LOSS WOULD BE A BLOW FOR THE TOWN

WHEN the Co-operative supermarket in Newhaven Square announced in January it would be closing its doors for the last time, locals greeted the news as the final nail in the coffin for the town.

Geraldine Novell, 69, a resident of 20 years summed it up when she told The Argus that Newhaven was going to rack and ruin.

In 2014 the town’s last bank, a branch of HSBC, shut down because it was no longer deemed commercially viable.

Newhaven has suffered decline since the end of the Second World War when the maritime and rail freight trade began to drop off.

The goods sidings at Newhaven Harbour Station closed in 1968 and the railway wharf shut in 1996.

The town was briefly encouraged by promises of a “world-leading” leisure centre and water park in 2012 but those hopes evaporated.

Paul Boswell, secretary for Newhaven Chamber of Commerce, said: “It is a vicious circle.

“Fewer shops means we have less footfall, less footfall means fewer shops and so it goes on.

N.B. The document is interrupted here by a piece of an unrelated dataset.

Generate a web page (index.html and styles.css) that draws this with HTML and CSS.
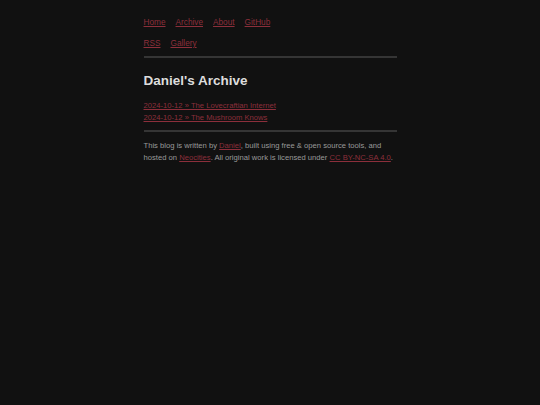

“This will make it very difficult for our remaining shops to make a living.”

The Government has designated the town an Enterprise Zone to try to reverse its declining fortunes but this venture won’t begin until April 2017.

But between now and 2020, more than £80 million is being invested in Newhaven: the town has a new University Technical College and in January a new-build combined fire station, police hub and council contact office opened in Meeching Road.

The ferry line provides a key draw for visitors to come to – or at least go through – Newhaven and its loss would be an unbearable blow for a town still reeling from closure after closure.

We must hope good news emerges tonight.